Unequal but Fair Decisions:

To Text or Not to Text During Breakfast

Willard F. Harley, Jr., PhD

 

"It bothers me when you text while we are having breakfast together."

"You do it, too.  Why should what I do bother you when you do the same thing?"

Sound familiar?  Ever since I wrote the book, His Needs, Her Needs, I've been confronted by those who feel that I'm wrong in suggesting that the rules for marriage should be different for a husband and a wife.  What's good for the goose should be good for the gander, they insist.

Technically, my rules for husbands and wives are the same.  For example, the Policy of Joint Agreement (never do anything without an enthusiastic agreement between you and your spouse) applies equally to men and women.  But the outcome of specific decisions is often applied differently.

In the example I used, the spouse that is bothered by texting during breakfast is not enthusiastic about texting.  So, the POJA would grant that spouse the ruling that there should be no texting by the other spouse until an enthusiastic agreement is found.

The other spouse, however, is enthusiastic about texting during breakfast, regardless of who does it.  So, the ruling in that spouse's case would grant the other spouse the right to text.

It's fair because the issue of texting relies on the reaction each spouse has to the other spouse's texting, and not the issue of the morality of texting itself during breakfast.

Reactions in marriage are extremely important to understand.  And the more they are understood, the easier it is to see that husbands and wives often react very differently to the same experience.  As a psychologist who has spent my adult life studying human reactions, I am convinced that one of the most important achievements in marriage is for spouses to adjust to each other's reactions—doing what creates positive reactions and avoid doing what creates negative reactions.

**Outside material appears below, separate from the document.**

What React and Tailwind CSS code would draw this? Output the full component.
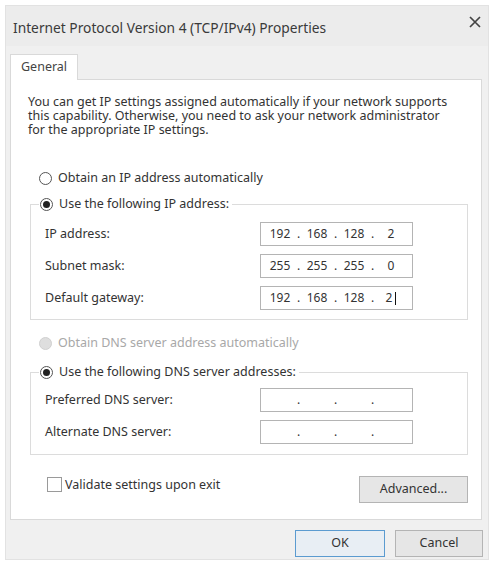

My advice regarding romantic love is based on the assumption that positive reactions to a spouse's behavior create it, and negative reactions destroy it.  I use the Love Bank to illustrate how it works.  When one spouse experiences good feelings to what the other spouse is doing, Love Bank deposits are made.  The experience of bad feelings makes Love Bank withdrawals.  If enough deposits are made, an account breaches the romantic love threshold, triggering the feeling of romantic love.

But the same case can be made for caring love.  If one spouse cares for the other spouse, they will do what it takes to make that spouse fulfilled, and avoid what makes that spouse unhappy.  In other words, they will adapt to the reactions of that spouse if they care.

Going back to the texting illustration, texting during breakfast makes Love Bank withdrawals for one spouse, but not for the other.  So, to avoid the loss of romantic love, it's incumbent upon only one spouse to avoid texting.  The reason it's fair is that our reactions in marriage are all important, more important than the equal application of texting rules.